I once embarked on an R&D program to make a 2-stage rocket out of bottle rockets. I'd tape the second engine under the first, and the first's fuse midway along the 2nd's fuse. Then light the lower engine's fuse.

It was nothing but explosion after explosion, the top engine would never ignite, or sometimes fall to earth and then ignite. But being a Certified Rocket Scientist, I doggedly soldiered on. Finally, success!! The rocket rose up about 10 feet till the lower engine was exhausted, then the top engine ignited! Woo-hoo! It launched skyward another 10 feet before exploding.

I was never able to duplicate that stupendous success. I bet Musk could have made it work reliably!

Estes rocket motors always supported multi-staging. I made a ton of many-stage rockets as a kid. In fact, that was probably the biggest development -- how many ridiculous stages could I chain into one rocket?

https://estesrockets.com/products/mongoose

update: Conference is now over. Not much technical statements than "FTS was activated ~5s, all debris/damages localized to company property, we're investigating". No immediate change of plans for flights 2 and 3 - first time asked the answer was worded like "we transport customer assets, missions are theirs", but the second one sounded like "no we're not paying out of pocket for an RTF dummy flight"(both my interpretation).
I wonder participating in ISS was a mistake for Japan. It sucked up most of Japan's space program budget with very little to show for.
Their astronomers and engineers at NAOJ are wonderful. They built (and paid for) the Atacama Compact Array, which forms the center of the ALMA radio-telescope and is part of the Event Horizon Telescope.

https://public.nrao.edu/telescopes/alma/

Isn't participating in ISS itself something to show?

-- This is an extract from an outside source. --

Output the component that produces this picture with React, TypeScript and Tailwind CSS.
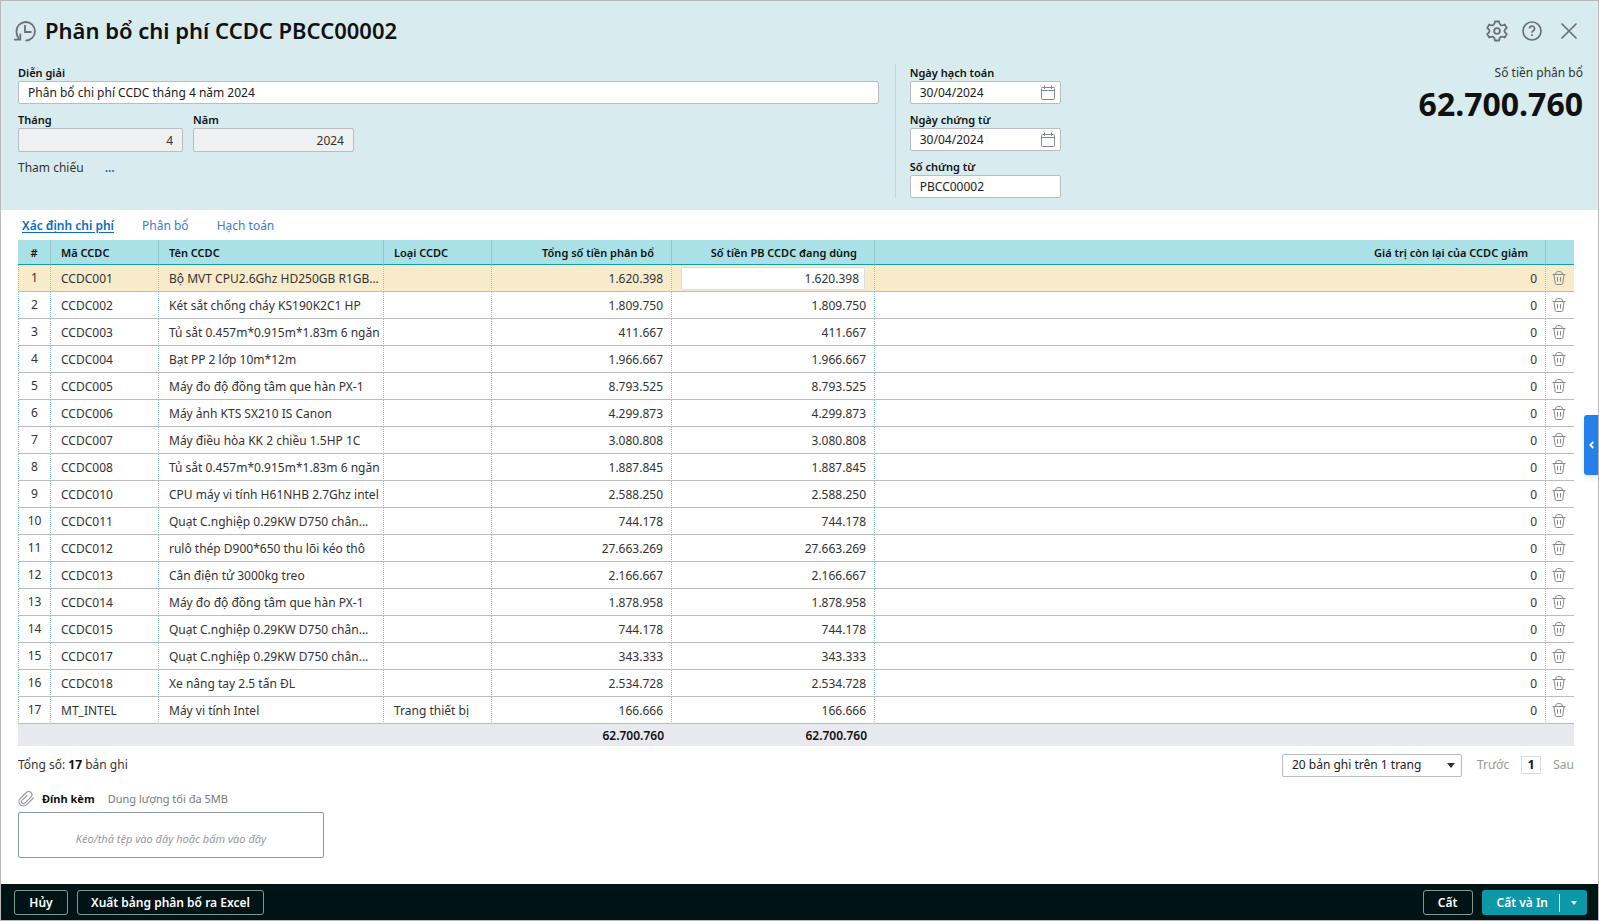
import React, { useState } from "react";

type Row = { code: string; name: string; kind?: string; amount: string };

const rows: Row[] = [
  { code: "CCDC001", name: "Bộ MVT CPU2.6Ghz HD250GB R1GB...", amount: "1.620.398" },
  { code: "CCDC002", name: "Két sắt chống cháy KS190K2C1 HP", amount: "1.809.750" },
  { code: "CCDC003", name: "Tủ sắt 0.457m*0.915m*1.83m 6 ngăn", amount: "411.667" },
  { code: "CCDC004", name: "Bạt PP 2 lớp 10m*12m", amount: "1.966.667" },
  { code: "CCDC005", name: "Máy đo độ đồng tâm que hàn PX-1", amount: "8.793.525" },
  { code: "CCDC006", name: "Máy ảnh KTS SX210 IS Canon", amount: "4.299.873" },
  { code: "CCDC007", name: "Máy điều hòa KK 2 chiều 1.5HP 1C", amount: "3.080.808" },
  { code: "CCDC008", name: "Tủ sắt 0.457m*0.915m*1.83m 6 ngăn", amount: "1.887.845" },
  { code: "CCDC010", name: "CPU máy vi tính H61NHB 2.7Ghz intel", amount: "2.588.250" },
  { code: "CCDC011", name: "Quạt C.nghiệp 0.29KW D750 chân...", amount: "744.178" },
  { code: "CCDC012", name: "rulô thép D900*650 thu lõi kéo thô", amount: "27.663.269" },
  { code: "CCDC013", name: "Cân điện tử 3000kg treo", amount: "2.166.667" },
  { code: "CCDC014", name: "Máy đo độ đồng tâm que hàn PX-1", amount: "1.878.958" },
  { code: "CCDC015", name: "Quạt C.nghiệp 0.29KW D750 chân...", amount: "744.178" },
  { code: "CCDC017", name: "Quạt C.nghiệp 0.29KW D750 chân...", amount: "343.333" },
  { code: "CCDC018", name: "Xe nâng tay 2.5 tấn ĐL", amount: "2.534.728" },
  { code: "MT_INTEL", name: "Máy vi tính Intel", kind: "Trang thiết bị", amount: "166.666" },
];

const tabs = ["Xác định chi phí", "Phân bổ", "Hạch toán"];

function HistoryIcon() {
  return (
    <svg className="size-6" viewBox="0 0 24 24" fill="none" stroke="#6c6f76" strokeWidth="1.8">
      <path d="M12.500 21.600A9.300 9.300 0 1 0 3.400 12.800Q3.700 17 6 20.200" />
      <path d="M12 6v7h6.500" />
      <path d="M1 20.600h6.300v-6" />
    </svg>
  );
}

function GearIcon() {
  return (
    <svg className="size-6" viewBox="0 0 24 24" fill="none" stroke="#6c6f76" strokeWidth="1.8" strokeLinejoin="round">
      <path d="M9.900 2.500h4.200q.2 2.800 1.700 3.600t3.900-.7l2.100 3.600q-2.400 1.500-2.400 3t2.400 3l-2.100 3.600q-2.400-1.500-3.900-.7t-1.700 3.600h-4.200q-.2-2.800-1.700-3.600t-3.900.7l-2.100-3.600q2.400-1.500 2.400-3t-2.400-3l2.100-3.600q2.400 1.500 3.900.7t1.700-3.600z" />
      <circle cx="12" cy="12" r="2.900" />
    </svg>
  );
}

function HelpIcon() {
  return (
    <svg className="size-5" viewBox="0 0 20 20" fill="none" stroke="#6c6f76" strokeWidth="1.7">
      <circle cx="10" cy="10" r="9" />
      <path d="M7.500 7.500a2.500 2.500 0 1 1 3.700 2.200c-.8.5-1.200.9-1.200 2" />
      <path d="M10 13.200v1.800" />
    </svg>
  );
}

function CloseIcon() {
  return (
    <svg className="size-[18px]" viewBox="0 0 18 18" fill="none" stroke="#6c6f76" strokeWidth="1.700">
      <path d="M1.500 1.500l15 15M16.500 1.500l-15 15" />
    </svg>
  );
}

function CalendarIcon() {
  return (
    <svg className="size-4" viewBox="0 0 16 16" fill="none" stroke="#85888e">
      <rect x="1.5" y="2.5" width="13" height="12" rx="1" />
      <path d="M1.500 5.500h13M4.500 0.500v3.500M11.500 0.500v3.500" />
    </svg>
  );
}

function TrashIcon() {
  return (
    <svg className="size-[14px]" viewBox="0 0 14 14" fill="none" stroke="#85888e">
      <path d="M0.500 3.500h13M3.500 3Q4 0.600 5.500 0.600h3Q10 0.600 10.500 3M2 4l1.200 8.300q.2 1.200 1.300 1.200h5q1.100 0 1.300-1.200L12 4M5.500 6v4.500M8.500 6v4.500" />
    </svg>
  );
}

function ClipIcon() {
  return (
    <svg className="size-4" viewBox="0 0 24 24" fill="none" stroke="#9a9da3" strokeWidth="1.8" strokeLinecap="round">
      <path d="M23 10.500l-10.200 10a6.600 6.600 0 0 1-9.400-9.300L12.600 2.300a4.800 4.800 0 0 1 6.800 6.800l-9.200 9a2.900 2.900 0 0 1-4.100-4.100l7.600-7.500" />
    </svg>
  );
}

function Field({ id, label, className = "", children }: { id: string; label: string; className?: string; children: React.ReactNode }) {
  return (
    <div className={`flex flex-col ${className}`}>
      <label htmlFor={id} className="h-[17px] text-[11px] leading-[18px] font-semibold text-[#111]">{label}</label>
      {children}
    </div>
  );
}

const inputBox = "h-[23px] w-full rounded-xs border border-[#b8bcc3] bg-white px-[9px] text-xs text-[#212121] outline-none";
const readOnlyBox = "h-6 w-full rounded-xs border border-[#b8bcc3] bg-[#eff0f2] px-[9px] text-right text-xs outline-none";

function DateField({ id, label }: { id: string; label: string }) {
  return (
    <Field id={id} label={label}>
      <div className="flex h-[23px] items-center rounded-xs border border-[#b8bcc3] bg-white pr-1">
        <input id={id} defaultValue="30/04/2024" className="h-full w-0 grow bg-transparent px-[9px] text-xs text-[#212121] outline-none" />
        <button type="button" aria-label={`Chọn ${label}`}><CalendarIcon /></button>
      </div>
    </Field>
  );
}

const th = "h-[25px] border-r border-b border-r-[#8fc9cf] border-b-[#0fa0ae] px-[10px] pt-[2px] font-semibold text-[#111]";
const td = "h-[27px] border-r border-b border-r-[#8cc7cc] border-b-[#bbbcbf] [border-right-style:dotted]";
const tdText = `${td} pt-[2px] pl-[10px]`;
const tdNumber = `${td} pt-[2px] pr-2 text-right`;

export default function App() {
  const [tab, setTab] = useState(0);
  return (
    <div className="flex min-h-screen flex-col border border-[#b9b9bb] bg-white font-['Noto_Sans',sans-serif] text-xs leading-[18px] text-[#333]">
      <header className="bg-[#d8ecef] pb-3">
        <div className="flex h-[63px] items-start pt-[13px] pr-5 pl-3">
          <button type="button" aria-label="Lịch sử" className="mt-[5px]"><HistoryIcon /></button>
          <h1 className="ml-2 text-[22px] leading-8 font-semibold text-[#111]">Phân bổ chi phí CCDC PBCC00002</h1>
          <div className="ml-auto flex h-[34px] items-center">
            <button type="button" aria-label="Thiết lập"><GearIcon /></button>
            <button type="button" aria-label="Trợ giúp" className="ml-[13px]"><HelpIcon /></button>
            <button type="button" aria-label="Đóng" className="ml-[18px]"><CloseIcon /></button>
          </div>
        </div>
        <div className="flex items-start pr-[15px] pl-[17px]">
          <div className="flex w-[55%] flex-col gap-[7px]">
            <Field id="desc" label="Diễn giải">
              <input id="desc" defaultValue="Phân bổ chi phí CCDC tháng 4 năm 2024" className={inputBox} />
            </Field>
            <div className="flex gap-[10px]">
              <Field id="month" label="Tháng" className="w-[165px]">
                <input id="month" readOnly value="4" className={readOnlyBox} />
              </Field>
              <Field id="year" label="Năm" className="w-[161px]">
                <input id="year" readOnly value="2024" className={readOnlyBox} />
              </Field>
            </div>
            <div className="flex gap-[21px]">
              <span>Tham chiếu</span>
              <a href="#ref" className="font-semibold text-[#0b6bbf]">...</a>
            </div>
          </div>
          <div className="ml-4 flex w-[166px] flex-col gap-[7px] border-l border-[#c5d5dc] pl-[14px]">
            <DateField id="posted" label="Ngày hạch toán" />
            <DateField id="issued" label="Ngày chứng từ" />
            <Field id="number" label="Số chứng từ">
              <input id="number" defaultValue="PBCC00002" className={inputBox} />
            </Field>
          </div>
          <div className="ml-auto text-right">
            <div>Số tiền phân bổ</div>
            <div className="text-[32px] leading-[44px] font-bold text-[#111]">62.700.760</div>
          </div>
        </div>
      </header>

      <main className="flex grow flex-col pr-6 pl-[17px]">
        <div role="tablist" className="flex h-[30px] items-center gap-7 pt-[2px] pl-1">
          {tabs.map((name, i) => (
            <button
              key={name}
              type="button"
              role="tab"
              aria-selected={tab === i}
              onClick={() => setTab(i)}
              className={tab === i ? "font-semibold text-[#0b6bbf] underline underline-offset-2" : "text-[#3d7cbf]"}
            >
              {name}
            </button>
          ))}
        </div>

        <table className="w-full table-fixed border-separate border-spacing-0">
          <colgroup>
            <col className="w-[33px]" />
            <col className="w-[108px]" />
            <col className="w-[225px]" />
            <col className="w-[108px]" />
            <col className="w-[180px]" />
            <col className="w-[203px]" />
            <col />
            <col className="w-[28px]" />
          </colgroup>
          <thead className="bg-[#aae1e6] text-[11px]">
            <tr>
              <th className={`${th} text-center`}>#</th>
              <th className={`${th} text-left`}>Mã CCDC</th>
              <th className={`${th} text-left`}>Tên CCDC</th>
              <th className={`${th} text-left`}>Loại CCDC</th>
              <th className={`${th} pr-[17px] text-right`}>Tổng số tiền phân bổ</th>
              <th className={`${th} pr-[17px] text-right`}>Số tiền PB CCDC đang dùng</th>
              <th className={`${th} pr-[17px] text-right`}>Giá trị còn lại của CCDC giảm</th>
              <th className="border-b border-b-[#0fa0ae]" aria-label="Xóa" />
            </tr>
          </thead>
          <tbody>
            {rows.map((row, i) => (
              <tr key={row.code} className={i === 0 ? "bg-[#f8ebcb]" : ""}>
                <td className={`${td} border-l border-l-[#8cc7cc] text-center [border-left-style:dotted]`}>{i + 1}</td>
                <td className={tdText}>{row.code}</td>
                <td className={`${tdText} whitespace-nowrap`}>{row.name}</td>
                <td className={tdText}>{row.kind}</td>
                <td className={tdNumber}>{row.amount}</td>
                {i === 0 ? (
                  <td className={`${td} px-[9px]`}>
                    <input
                      aria-label="Số tiền PB CCDC đang dùng"
                      defaultValue={row.amount}
                      className="block h-[23px] w-full rounded-xs border border-[#dcdde3] bg-white px-[5px] text-right outline-none"
                    />
                  </td>
                ) : (
                  <td className={tdNumber}>{row.amount}</td>
                )}
                <td className={tdNumber}>0</td>
                <td className="border-b border-b-[#bbbcbf]">
                  <button type="button" aria-label={`Xóa ${row.code}`} className="ml-[6px] block"><TrashIcon /></button>
                </td>
              </tr>
            ))}
          </tbody>
          <tfoot className="bg-[#e8e9ee] font-semibold text-[#111]">
            <tr>
              <td colSpan={4} className="h-[22px]" />
              <td className="pt-[2px] pr-2 text-right">62.700.760</td>
              <td className="pt-[2px] pr-2 text-right">62.700.760</td>
              <td colSpan={2} />
            </tr>
          </tfoot>
        </table>

        <div className="flex h-[38px] items-center">
          <div>Tổng số: <b className="text-[#111]">17</b> bản ghi</div>
          <div className="relative ml-auto flex w-[180px] items-center">
            <select aria-label="Số bản ghi trên trang" className="h-[23px] w-full appearance-none rounded-xs border border-[#b8bcc3] bg-white px-[9px] text-[#212121] outline-none">
              <option>20 bản ghi trên 1 trang</option>
              <option>50 bản ghi trên 1 trang</option>
            </select>
            <svg className="pointer-events-none absolute right-[7px] h-[5px] w-2" viewBox="0 0 8 5" fill="#333"><path d="M0 0h8L4 5z" /></svg>
          </div>
          <button type="button" className="ml-[15px] text-[#999]">Trước</button>
          <button type="button" className="mx-3 h-[18px] w-5 border border-[#dcdde0] leading-4 font-bold text-[#111]">1</button>
          <button type="button" className="text-[#999]">Sau</button>
        </div>

        <div className="flex h-[28px] items-center pt-[2px] text-[11px]">
          <ClipIcon />
          <span className="ml-2 font-bold text-[#111]">Đính kèm</span>
          <span className="ml-[13px] text-[#777]">Dung lượng tối đa 5MB</span>
        </div>
        <label className="flex h-[46px] w-[306px] cursor-pointer items-center justify-center rounded-xs border border-[#8a9a9b] pt-2 text-[11px] text-[#999] italic">
          Kéo/thả tệp vào đây hoặc bấm vào đây
          <input type="file" className="sr-only" />
        </label>
      </main>

      <footer className="flex h-9 items-center bg-[#001416] pt-px pr-[11px] pl-[13px] font-semibold text-white">
        <button type="button" className="h-[25px] w-[54px] rounded-[3px] border border-[#7f9a8f]">Hủy</button>
        <button type="button" className="ml-[9px] h-[25px] rounded-[3px] border border-[#7f9a8f] px-[13px]">Xuất bảng phân bổ ra Excel</button>
        <button type="button" className="ml-auto h-[25px] w-[50px] rounded-[3px] border border-[#7f9a8f]">Cất</button>
        <div className="ml-[9px] flex h-[25px] items-center rounded-[3px] bg-[#0b98a8]">
          <button type="button" className="pr-[11px] pl-[15px]">Cất và In</button>
          <span className="h-[18px] w-px bg-white" />
          <button type="button" aria-label="Tùy chọn khác" className="flex h-full w-[27px] items-center justify-center">
            <svg className="h-1 w-[6px]" viewBox="0 0 6 4" fill="#fff"><path d="M0 0h6L3 4z" /></svg>
          </button>
        </div>
      </footer>

      <button type="button" aria-label="Mở bảng bên" className="fixed top-[415px] right-px flex h-[60px] w-[14px] items-center justify-center rounded-l-[3px] bg-[#2680eb] shadow-md">
        <svg className="h-2 w-[5px]" viewBox="0 0 5 8" fill="none" stroke="#fff" strokeWidth="1.800"><path d="M4.300 1L1.300 4l3 3" /></svg>
      </button>
    </div>
  );
}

What does it mean to have something to show for?
Given that the rocket blew up more or less at launch, it should be full of unspent fuel. How does one put out that fire? I'm guessing there's a lot of energy stored there, so letting it burn through doesn't seem wise.
Running shoes and knowing your escape route.

That stuff is fuel and oxidizer mixed together. It is nearly impossible to stop once it gets started.

I think the only thing to do at that point is contain wildfires ignited by the burning propellant. The other commenter's entirely right: it's not practical to stop a combustion reaction where the fuel and oxidizer are already mixed.